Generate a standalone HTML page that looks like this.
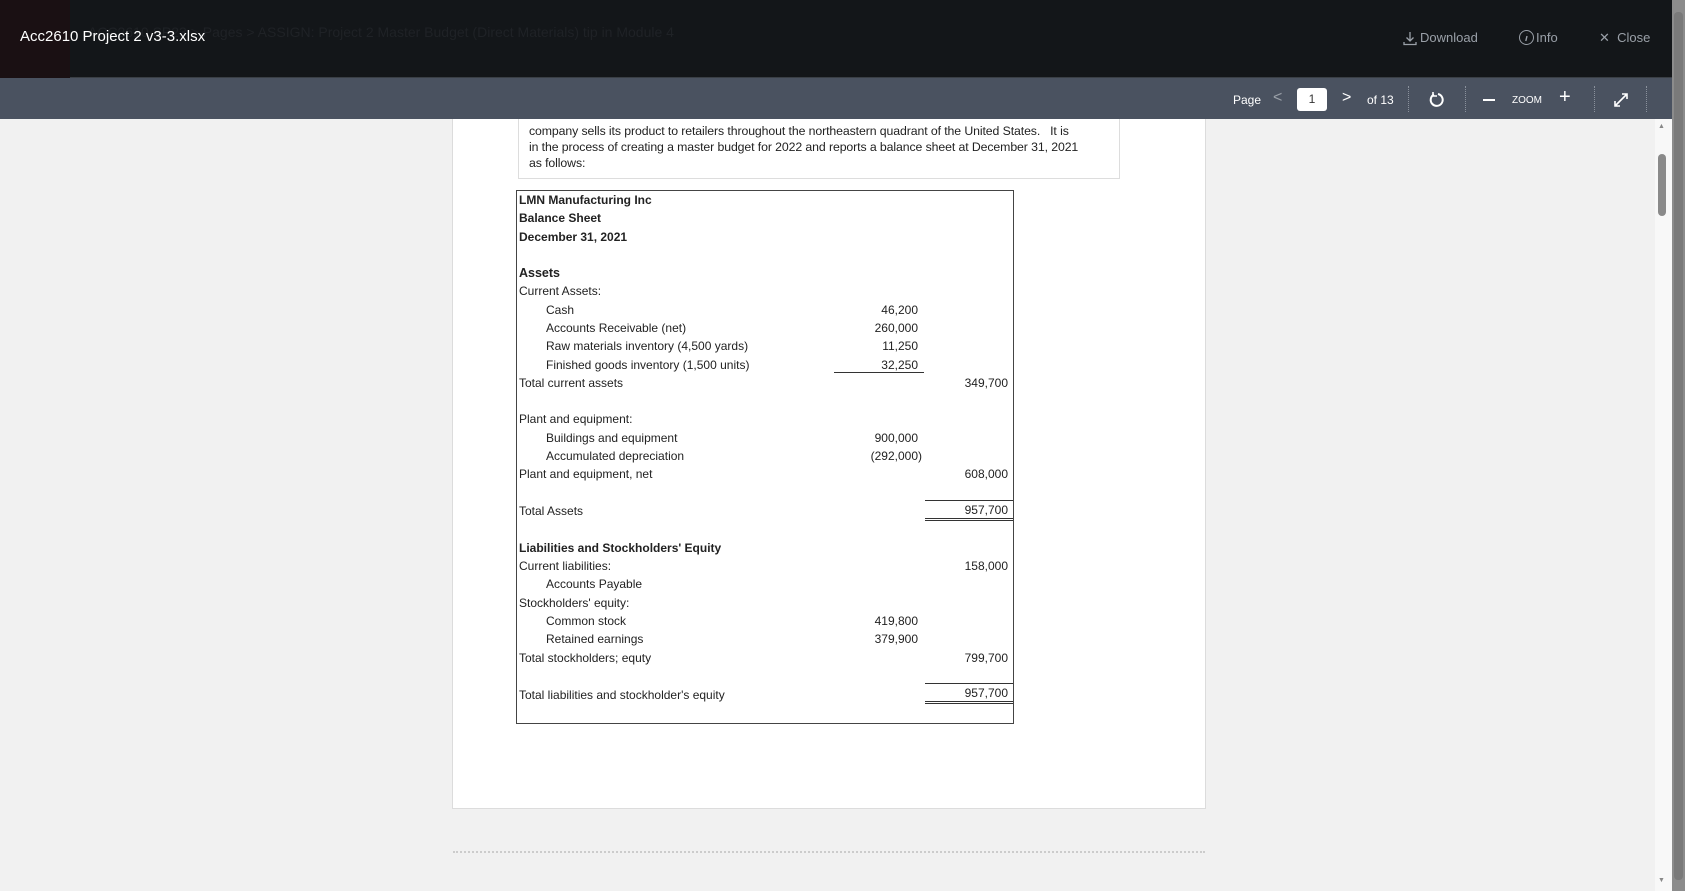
<!DOCTYPE html>
<html><head><meta charset="utf-8"><style>
*{margin:0;padding:0;box-sizing:border-box}
body{width:1685px;height:891px;overflow:hidden;background:#f1f1f1;font-family:"Liberation Sans",sans-serif;position:relative}
.top{position:absolute;left:0;top:0;width:1672px;height:78px;background:#131619;border-bottom:1px solid #3a3f45;z-index:5}
.logo{position:absolute;left:0;top:0;width:70px;height:78px;background:#1a1013}
.title{position:absolute;left:20px;top:28px;color:#fff;font-size:15px}
.ghost{position:absolute;left:88px;top:24px;color:#1f2226;font-size:14px}
.tl{position:absolute;top:30px;color:#9aa0a8;font-size:13px}
.bar{position:absolute;left:0;top:78px;width:1672px;height:41px;background:#4a5260;z-index:5}
.bt{position:absolute;color:#fff;font-size:12px;top:93px;z-index:6}
.sep{position:absolute;top:86px;height:26px;border-left:1px dotted #8a919c;z-index:6}
.page{position:absolute;left:452px;top:119px;width:754px;height:690px;background:#fff;border:1px solid #dcdcdc;border-top:none}
.tb{position:absolute;left:518px;top:119px;width:602px;height:60px;border:1px solid #ddd;border-top:none}
.tb p{position:absolute;left:10px;font-size:12.3px;color:#222;white-space:nowrap;letter-spacing:-0.1px}
.tab{position:absolute;left:516px;top:190px;width:498px;height:534px;border:1.5px solid #444}
.r{position:absolute;left:2px;font-size:12px;color:#222;white-space:nowrap;line-height:18px}
.i{left:29px}
.b{font-weight:bold}
.n1{position:absolute;font-size:12px;color:#222;line-height:18px;width:100px;text-align:right;left:301px}
.n2{position:absolute;font-size:12px;color:#222;line-height:18px;width:100px;text-align:right;left:391px}
.ul{position:absolute;border-top:1px solid #333}
.dl{position:absolute;border-top:3px double #333}
.sb{position:absolute;left:1655px;top:119px;width:17px;height:772px;background:#f8f8f8}
</style></head><body>
<div class="top"><div class="logo"></div>
<div class="ghost">ACC2610 SP23 &gt; Pages &gt; ASSIGN: Project 2 Master Budget (Direct Materials) tip in Module 4</div>
<div class="title">Acc2610 Project 2 v3-3.xlsx</div>
<svg style="position:absolute;left:1402px;top:30px" width="16" height="17" viewBox="0 0 16 17"><path d="M8 2v9M4.5 7.5L8 11l3.5-3.5M2 12v2.5h12V12" stroke="#9aa0a8" fill="none" stroke-width="1.3"/></svg>
<div class="tl" style="left:1420px">Download</div>
<svg style="position:absolute;left:1518px;top:29px" width="17" height="17" viewBox="0 0 17 17"><circle cx="8.5" cy="8.5" r="7" stroke="#9aa0a8" fill="none"/><path d="M9 7l-1.2 5M9.3 4.6v.1" stroke="#9aa0a8" stroke-width="1.4"/></svg>
<div class="tl" style="left:1536px">Info</div>
<div class="tl" style="left:1599px">✕&nbsp; Close</div>
</div>
<div class="bar"></div>
<div class="bt" style="left:1233px">Page</div>
<div class="bt" style="left:1273px;font-size:16px;top:89px;color:#9aa0a8">&lt;</div>
<div style="position:absolute;left:1297px;top:88px;width:30px;height:23px;background:#fff;border-radius:3px;font-size:12px;text-align:center;line-height:23px;color:#333;z-index:6">1</div>
<div class="bt" style="left:1342px;font-size:16px;top:89px">&gt;</div>
<div class="bt" style="left:1367px">of 13</div>
<div class="sep" style="left:1408px"></div>
<svg style="position:absolute;left:1428px;top:91px;z-index:6" width="18" height="18" viewBox="0 0 18 18"><path d="M6 3.5A6 6 0 1 0 10 3" stroke="#fff" fill="none" stroke-width="2"/><path d="M5 1v4h4" stroke="#fff" fill="none" stroke-width="1.6"/></svg>
<div class="sep" style="left:1465px"></div>
<div style="position:absolute;left:1483px;top:99px;width:12px;height:2px;background:#fff;z-index:6"></div>
<div class="bt" style="left:1512px;font-size:10px;top:95px">ZOOM</div>
<div class="bt" style="left:1559px;font-size:20px;top:86px">+</div>
<div class="sep" style="left:1594px"></div>
<svg style="position:absolute;left:1613px;top:92px;z-index:6" width="16" height="16" viewBox="0 0 16 16"><path d="M2 14L14 2M9 2h5v5M2 9v5h5" stroke="#fff" fill="none" stroke-width="1.6"/></svg>
<div class="sep" style="left:1646px"></div>

<div class="page"></div>
<div class="tb">
<p style="top:5px">company sells its product to retailers throughout the northeastern quadrant of the United States.&nbsp;&nbsp; It is</p>
<p style="top:21px">in the process of creating a master budget for 2022 and reports a balance sheet at December 31, 2021</p>
<p style="top:37px">as follows:</p>
</div>
<div class="tab">
<div class="r b" style="top:0">LMN Manufacturing Inc</div>
<div class="r b" style="top:18.3px">Balance Sheet</div>
<div class="r b" style="top:36.5px">December 31, 2021</div>
<div class="r b" style="top:73px;font-size:12.5px">Assets</div>
<div class="r" style="top:91.3px">Current Assets:</div>
<div class="r i" style="top:109.6px">Cash</div><div class="n1" style="top:109.6px">46,200</div>
<div class="r i" style="top:128px">Accounts Receivable (net)</div><div class="n1" style="top:128px">260,000</div>
<div class="r i" style="top:146px">Raw materials inventory (4,500 yards)</div><div class="n1" style="top:146px">11,250</div>
<div class="r i" style="top:164.5px">Finished goods inventory (1,500 units)</div><div class="n1" style="top:164.5px">32,250</div>
<div class="ul" style="left:317px;width:90px;top:181px"></div>
<div class="r" style="top:183px">Total current assets</div><div class="n2" style="top:183px">349,700</div>
<div class="r" style="top:219px">Plant and equipment:</div>
<div class="r i" style="top:237.5px">Buildings and equipment</div><div class="n1" style="top:237.5px">900,000</div>
<div class="r i" style="top:256px">Accumulated depreciation</div><div class="n1" style="top:256px;left:305px">(292,000)</div>
<div class="r" style="top:274px">Plant and equipment, net</div><div class="n2" style="top:274px">608,000</div>
<div class="ul" style="left:408px;width:88px;top:309px"></div>
<div class="r" style="top:311px">Total Assets</div><div class="n2" style="top:310px">957,700</div>
<div class="dl" style="left:408px;width:88px;top:327px"></div>
<div class="r b" style="top:348px">Liabilities and Stockholders' Equity</div>
<div class="r" style="top:366px">Current liabilities:</div><div class="n2" style="top:366px">158,000</div>
<div class="r i" style="top:384px">Accounts Payable</div>
<div class="r" style="top:402.5px">Stockholders' equity:</div>
<div class="r i" style="top:421px">Common stock</div><div class="n1" style="top:421px">419,800</div>
<div class="r i" style="top:439px">Retained earnings</div><div class="n1" style="top:439px">379,900</div>
<div class="r" style="top:457.5px">Total stockholders; equty</div><div class="n2" style="top:457.5px">799,700</div>
<div class="ul" style="left:408px;width:88px;top:492px"></div>
<div class="r" style="top:494.5px">Total liabilities and stockholder's equity</div><div class="n2" style="top:493px">957,700</div>
<div class="dl" style="left:408px;width:88px;top:510px"></div>
</div>
<div style="position:absolute;left:453px;top:851px;width:752px;border-top:2px dotted #ccc"></div>
<div class="sb"><div style="position:absolute;left:3px;top:35px;width:8px;height:62px;background:#8a8a8a;border-radius:4px"></div>
<div style="position:absolute;left:3px;top:4px;font-size:7px;color:#888">▲</div>
<div style="position:absolute;left:3px;top:758px;font-size:7px;color:#888">▼</div></div>
<div style="position:absolute;left:1672px;top:0;width:13px;height:891px;background:#8c8c8c"></div>
<div style="position:absolute;left:1674px;top:12px;width:9px;height:868px;background:#7a7a7a;border-radius:4px"></div>
</body></html>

# # # #

### [WORK TO DO]
Repeat the material above in full and exactly, apart from the pictures.

### [THE SOLUTION]
Generate a standalone HTML page that looks like this.
<!DOCTYPE html>
<html><head><meta charset="utf-8"><style>
*{margin:0;padding:0;box-sizing:border-box}
body{width:1685px;height:891px;overflow:hidden;background:#f1f1f1;font-family:"Liberation Sans",sans-serif;position:relative}
.top{position:absolute;left:0;top:0;width:1672px;height:78px;background:#131619;border-bottom:1px solid #3a3f45;z-index:5}
.logo{position:absolute;left:0;top:0;width:70px;height:78px;background:#1a1013}
.title{position:absolute;left:20px;top:28px;color:#fff;font-size:15px}
.ghost{position:absolute;left:88px;top:24px;color:#1f2226;font-size:14px}
.tl{position:absolute;top:30px;color:#9aa0a8;font-size:13px}
.bar{position:absolute;left:0;top:78px;width:1672px;height:41px;background:#4a5260;z-index:5}
.bt{position:absolute;color:#fff;font-size:12px;top:93px;z-index:6}
.sep{position:absolute;top:86px;height:26px;border-left:1px dotted #8a919c;z-index:6}
.page{position:absolute;left:452px;top:119px;width:754px;height:690px;background:#fff;border:1px solid #dcdcdc;border-top:none}
.tb{position:absolute;left:518px;top:119px;width:602px;height:60px;border:1px solid #ddd;border-top:none}
.tb p{position:absolute;left:10px;font-size:12.3px;color:#222;white-space:nowrap;letter-spacing:-0.1px}
.tab{position:absolute;left:516px;top:190px;width:498px;height:534px;border:1.5px solid #444}
.r{position:absolute;left:2px;font-size:12px;color:#222;white-space:nowrap;line-height:18px}
.i{left:29px}
.b{font-weight:bold}
.n1{position:absolute;font-size:12px;color:#222;line-height:18px;width:100px;text-align:right;left:301px}
.n2{position:absolute;font-size:12px;color:#222;line-height:18px;width:100px;text-align:right;left:391px}
.ul{position:absolute;border-top:1px solid #333}
.dl{position:absolute;border-top:3px double #333}
.sb{position:absolute;left:1655px;top:119px;width:17px;height:772px;background:#f8f8f8}
</style></head><body>
<div class="top"><div class="logo"></div>
<div class="ghost">ACC2610 SP23 &gt; Pages &gt; ASSIGN: Project 2 Master Budget (Direct Materials) tip in Module 4</div>
<div class="title">Acc2610 Project 2 v3-3.xlsx</div>
<svg style="position:absolute;left:1402px;top:30px" width="16" height="17" viewBox="0 0 16 17"><path d="M8 2v9M4.5 7.5L8 11l3.5-3.5M2 12v2.5h12V12" stroke="#9aa0a8" fill="none" stroke-width="1.3"/></svg>
<div class="tl" style="left:1420px">Download</div>
<svg style="position:absolute;left:1518px;top:29px" width="17" height="17" viewBox="0 0 17 17"><circle cx="8.5" cy="8.5" r="7" stroke="#9aa0a8" fill="none"/><path d="M9 7l-1.2 5M9.3 4.6v.1" stroke="#9aa0a8" stroke-width="1.4"/></svg>
<div class="tl" style="left:1536px">Info</div>
<div class="tl" style="left:1599px">✕&nbsp; Close</div>
</div>
<div class="bar"></div>
<div class="bt" style="left:1233px">Page</div>
<div class="bt" style="left:1273px;font-size:16px;top:89px;color:#9aa0a8">&lt;</div>
<div style="position:absolute;left:1297px;top:88px;width:30px;height:23px;background:#fff;border-radius:3px;font-size:12px;text-align:center;line-height:23px;color:#333;z-index:6">1</div>
<div class="bt" style="left:1342px;font-size:16px;top:89px">&gt;</div>
<div class="bt" style="left:1367px">of 13</div>
<div class="sep" style="left:1408px"></div>
<svg style="position:absolute;left:1428px;top:91px;z-index:6" width="18" height="18" viewBox="0 0 18 18"><path d="M6 3.5A6 6 0 1 0 10 3" stroke="#fff" fill="none" stroke-width="2"/><path d="M5 1v4h4" stroke="#fff" fill="none" stroke-width="1.6"/></svg>
<div class="sep" style="left:1465px"></div>
<div style="position:absolute;left:1483px;top:99px;width:12px;height:2px;background:#fff;z-index:6"></div>
<div class="bt" style="left:1512px;font-size:10px;top:95px">ZOOM</div>
<div class="bt" style="left:1559px;font-size:20px;top:86px">+</div>
<div class="sep" style="left:1594px"></div>
<svg style="position:absolute;left:1613px;top:92px;z-index:6" width="16" height="16" viewBox="0 0 16 16"><path d="M2 14L14 2M9 2h5v5M2 9v5h5" stroke="#fff" fill="none" stroke-width="1.6"/></svg>
<div class="sep" style="left:1646px"></div>

<div class="page"></div>
<div class="tb">
<p style="top:5px">company sells its product to retailers throughout the northeastern quadrant of the United States.&nbsp;&nbsp; It is</p>
<p style="top:21px">in the process of creating a master budget for 2022 and reports a balance sheet at December 31, 2021</p>
<p style="top:37px">as follows:</p>
</div>
<div class="tab">
<div class="r b" style="top:0">LMN Manufacturing Inc</div>
<div class="r b" style="top:18.3px">Balance Sheet</div>
<div class="r b" style="top:36.5px">December 31, 2021</div>
<div class="r b" style="top:73px;font-size:12.5px">Assets</div>
<div class="r" style="top:91.3px">Current Assets:</div>
<div class="r i" style="top:109.6px">Cash</div><div class="n1" style="top:109.6px">46,200</div>
<div class="r i" style="top:128px">Accounts Receivable (net)</div><div class="n1" style="top:128px">260,000</div>
<div class="r i" style="top:146px">Raw materials inventory (4,500 yards)</div><div class="n1" style="top:146px">11,250</div>
<div class="r i" style="top:164.5px">Finished goods inventory (1,500 units)</div><div class="n1" style="top:164.5px">32,250</div>
<div class="ul" style="left:317px;width:90px;top:181px"></div>
<div class="r" style="top:183px">Total current assets</div><div class="n2" style="top:183px">349,700</div>
<div class="r" style="top:219px">Plant and equipment:</div>
<div class="r i" style="top:237.5px">Buildings and equipment</div><div class="n1" style="top:237.5px">900,000</div>
<div class="r i" style="top:256px">Accumulated depreciation</div><div class="n1" style="top:256px;left:305px">(292,000)</div>
<div class="r" style="top:274px">Plant and equipment, net</div><div class="n2" style="top:274px">608,000</div>
<div class="ul" style="left:408px;width:88px;top:309px"></div>
<div class="r" style="top:311px">Total Assets</div><div class="n2" style="top:310px">957,700</div>
<div class="dl" style="left:408px;width:88px;top:327px"></div>
<div class="r b" style="top:348px">Liabilities and Stockholders' Equity</div>
<div class="r" style="top:366px">Current liabilities:</div><div class="n2" style="top:366px">158,000</div>
<div class="r i" style="top:384px">Accounts Payable</div>
<div class="r" style="top:402.5px">Stockholders' equity:</div>
<div class="r i" style="top:421px">Common stock</div><div class="n1" style="top:421px">419,800</div>
<div class="r i" style="top:439px">Retained earnings</div><div class="n1" style="top:439px">379,900</div>
<div class="r" style="top:457.5px">Total stockholders; equty</div><div class="n2" style="top:457.5px">799,700</div>
<div class="ul" style="left:408px;width:88px;top:492px"></div>
<div class="r" style="top:494.5px">Total liabilities and stockholder's equity</div><div class="n2" style="top:493px">957,700</div>
<div class="dl" style="left:408px;width:88px;top:510px"></div>
</div>
<div style="position:absolute;left:453px;top:851px;width:752px;border-top:2px dotted #ccc"></div>
<div class="sb"><div style="position:absolute;left:3px;top:35px;width:8px;height:62px;background:#8a8a8a;border-radius:4px"></div>
<div style="position:absolute;left:3px;top:4px;font-size:7px;color:#888">▲</div>
<div style="position:absolute;left:3px;top:758px;font-size:7px;color:#888">▼</div></div>
<div style="position:absolute;left:1672px;top:0;width:13px;height:891px;background:#8c8c8c"></div>
<div style="position:absolute;left:1674px;top:12px;width:9px;height:868px;background:#7a7a7a;border-radius:4px"></div>
</body></html>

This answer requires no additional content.